### RECORDED DATA

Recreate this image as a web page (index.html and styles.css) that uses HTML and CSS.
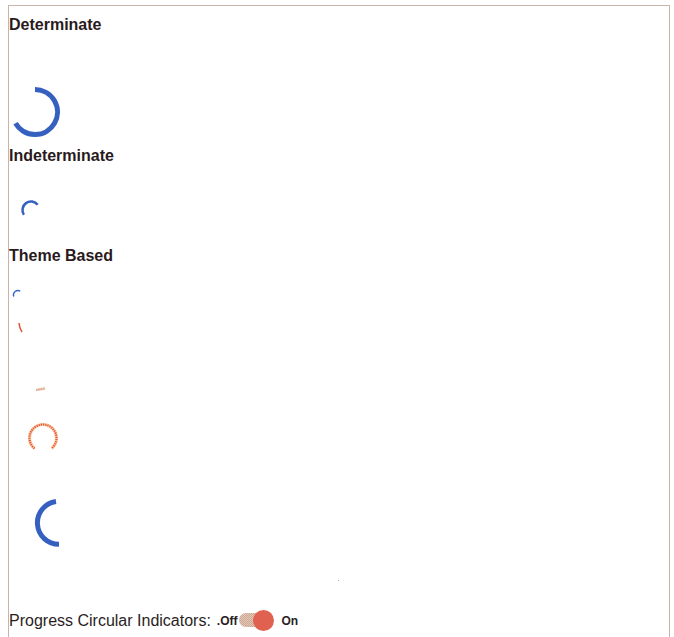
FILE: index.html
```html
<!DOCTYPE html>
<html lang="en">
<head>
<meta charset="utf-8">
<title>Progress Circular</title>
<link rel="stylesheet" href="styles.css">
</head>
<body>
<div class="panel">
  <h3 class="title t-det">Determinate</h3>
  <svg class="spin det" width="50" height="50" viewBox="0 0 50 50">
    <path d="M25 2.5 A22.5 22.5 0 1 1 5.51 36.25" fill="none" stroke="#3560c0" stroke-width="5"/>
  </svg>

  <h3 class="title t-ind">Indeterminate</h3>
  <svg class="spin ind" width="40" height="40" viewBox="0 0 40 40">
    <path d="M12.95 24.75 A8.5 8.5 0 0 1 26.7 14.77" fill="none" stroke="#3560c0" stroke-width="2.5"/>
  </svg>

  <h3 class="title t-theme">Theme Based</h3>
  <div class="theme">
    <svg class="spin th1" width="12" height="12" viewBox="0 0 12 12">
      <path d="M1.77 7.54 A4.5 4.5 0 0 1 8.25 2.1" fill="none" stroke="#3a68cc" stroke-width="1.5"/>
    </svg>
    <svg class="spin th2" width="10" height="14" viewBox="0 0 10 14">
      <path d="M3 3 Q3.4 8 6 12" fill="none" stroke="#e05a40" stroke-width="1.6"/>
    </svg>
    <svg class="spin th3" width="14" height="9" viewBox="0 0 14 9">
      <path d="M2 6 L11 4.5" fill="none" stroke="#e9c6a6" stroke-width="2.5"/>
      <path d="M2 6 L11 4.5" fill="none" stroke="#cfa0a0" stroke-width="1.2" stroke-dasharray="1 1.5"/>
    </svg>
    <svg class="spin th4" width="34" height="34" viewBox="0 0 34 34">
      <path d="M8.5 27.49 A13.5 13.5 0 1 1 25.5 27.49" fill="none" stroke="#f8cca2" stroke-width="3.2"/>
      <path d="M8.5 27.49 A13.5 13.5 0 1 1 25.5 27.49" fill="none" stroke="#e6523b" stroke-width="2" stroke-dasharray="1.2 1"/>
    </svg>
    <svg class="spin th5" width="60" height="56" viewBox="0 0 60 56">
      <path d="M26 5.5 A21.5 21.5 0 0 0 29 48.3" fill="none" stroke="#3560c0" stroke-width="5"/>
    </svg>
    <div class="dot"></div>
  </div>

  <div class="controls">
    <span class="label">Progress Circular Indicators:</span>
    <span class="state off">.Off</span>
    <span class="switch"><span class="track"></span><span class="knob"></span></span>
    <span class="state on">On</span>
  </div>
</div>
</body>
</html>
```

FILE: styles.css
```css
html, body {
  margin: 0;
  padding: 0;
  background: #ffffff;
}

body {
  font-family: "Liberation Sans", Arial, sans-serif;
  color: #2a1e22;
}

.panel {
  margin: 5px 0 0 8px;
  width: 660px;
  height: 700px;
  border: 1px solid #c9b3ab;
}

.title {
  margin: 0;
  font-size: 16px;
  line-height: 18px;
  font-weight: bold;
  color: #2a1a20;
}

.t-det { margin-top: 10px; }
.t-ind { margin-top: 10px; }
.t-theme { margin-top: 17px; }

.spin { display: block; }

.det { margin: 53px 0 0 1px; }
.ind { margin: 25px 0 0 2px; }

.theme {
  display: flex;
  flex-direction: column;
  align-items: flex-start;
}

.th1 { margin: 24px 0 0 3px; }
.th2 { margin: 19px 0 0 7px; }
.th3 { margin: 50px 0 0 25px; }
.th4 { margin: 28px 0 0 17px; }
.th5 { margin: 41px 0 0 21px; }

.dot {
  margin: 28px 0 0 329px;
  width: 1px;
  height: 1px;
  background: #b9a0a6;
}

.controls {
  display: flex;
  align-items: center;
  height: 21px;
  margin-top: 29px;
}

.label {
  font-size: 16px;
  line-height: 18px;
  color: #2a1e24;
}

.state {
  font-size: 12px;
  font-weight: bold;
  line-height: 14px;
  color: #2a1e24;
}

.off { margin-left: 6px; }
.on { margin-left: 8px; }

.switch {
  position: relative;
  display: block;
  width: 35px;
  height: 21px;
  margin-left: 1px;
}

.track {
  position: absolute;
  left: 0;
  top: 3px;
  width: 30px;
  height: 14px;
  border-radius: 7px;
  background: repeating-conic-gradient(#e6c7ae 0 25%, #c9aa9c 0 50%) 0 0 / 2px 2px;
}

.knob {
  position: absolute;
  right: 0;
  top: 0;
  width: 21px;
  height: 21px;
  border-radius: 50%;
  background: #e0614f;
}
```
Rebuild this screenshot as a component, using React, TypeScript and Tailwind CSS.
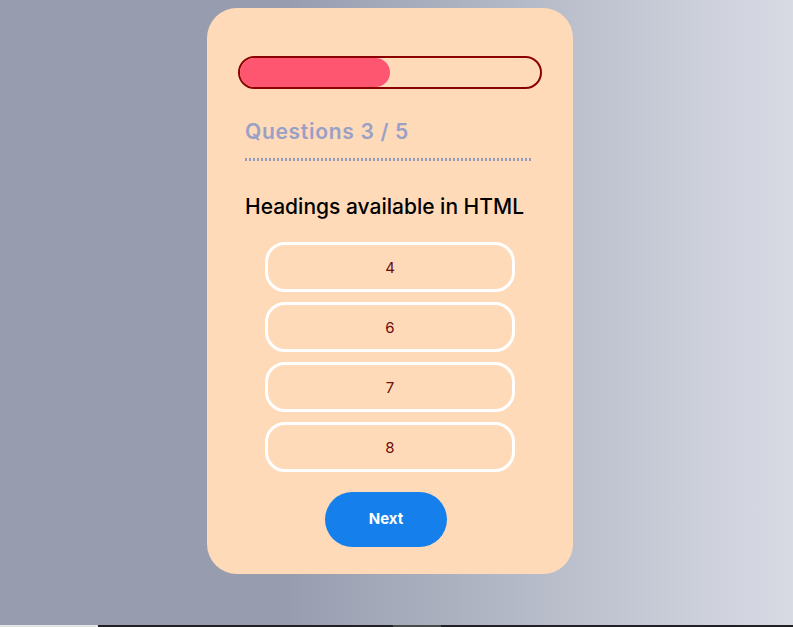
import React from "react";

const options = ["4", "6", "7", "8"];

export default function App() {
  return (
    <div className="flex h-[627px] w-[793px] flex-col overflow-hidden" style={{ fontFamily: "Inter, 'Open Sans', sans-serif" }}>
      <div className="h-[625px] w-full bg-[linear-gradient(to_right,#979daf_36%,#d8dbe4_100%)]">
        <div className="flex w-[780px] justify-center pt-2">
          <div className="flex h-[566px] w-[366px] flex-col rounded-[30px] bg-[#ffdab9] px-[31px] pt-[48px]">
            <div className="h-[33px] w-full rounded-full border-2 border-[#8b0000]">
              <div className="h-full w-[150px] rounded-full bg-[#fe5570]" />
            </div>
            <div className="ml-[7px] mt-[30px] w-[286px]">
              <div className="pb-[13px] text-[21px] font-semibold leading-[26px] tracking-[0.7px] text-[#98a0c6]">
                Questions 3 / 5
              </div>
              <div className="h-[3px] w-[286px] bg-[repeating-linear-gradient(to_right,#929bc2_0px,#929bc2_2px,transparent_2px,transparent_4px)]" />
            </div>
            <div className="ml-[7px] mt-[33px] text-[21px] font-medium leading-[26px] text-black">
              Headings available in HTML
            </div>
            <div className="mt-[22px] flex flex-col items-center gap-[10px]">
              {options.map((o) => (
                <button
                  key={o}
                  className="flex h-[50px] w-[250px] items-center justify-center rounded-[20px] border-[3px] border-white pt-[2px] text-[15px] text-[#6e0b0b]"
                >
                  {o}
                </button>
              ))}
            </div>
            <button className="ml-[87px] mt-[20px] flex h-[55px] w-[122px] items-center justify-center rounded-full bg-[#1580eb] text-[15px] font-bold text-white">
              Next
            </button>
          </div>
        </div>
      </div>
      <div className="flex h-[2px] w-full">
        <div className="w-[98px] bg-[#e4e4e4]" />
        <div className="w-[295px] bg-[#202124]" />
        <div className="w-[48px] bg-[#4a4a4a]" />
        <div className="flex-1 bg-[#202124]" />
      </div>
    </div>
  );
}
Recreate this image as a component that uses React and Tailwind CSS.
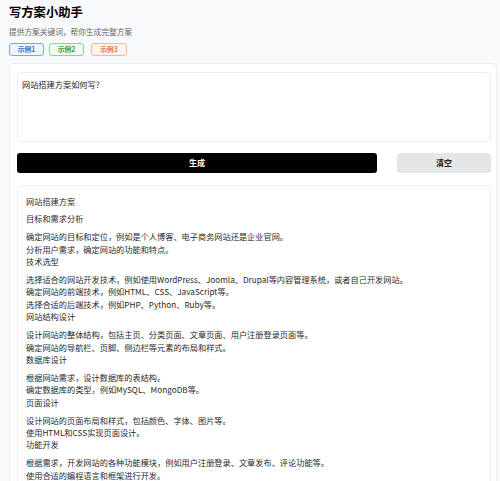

######

INSTRUCTIONS TO FOLLOW
Only the number is needed: state how many lines in the listing contain "index".

SOLUTION TO THIS EXERCISE
2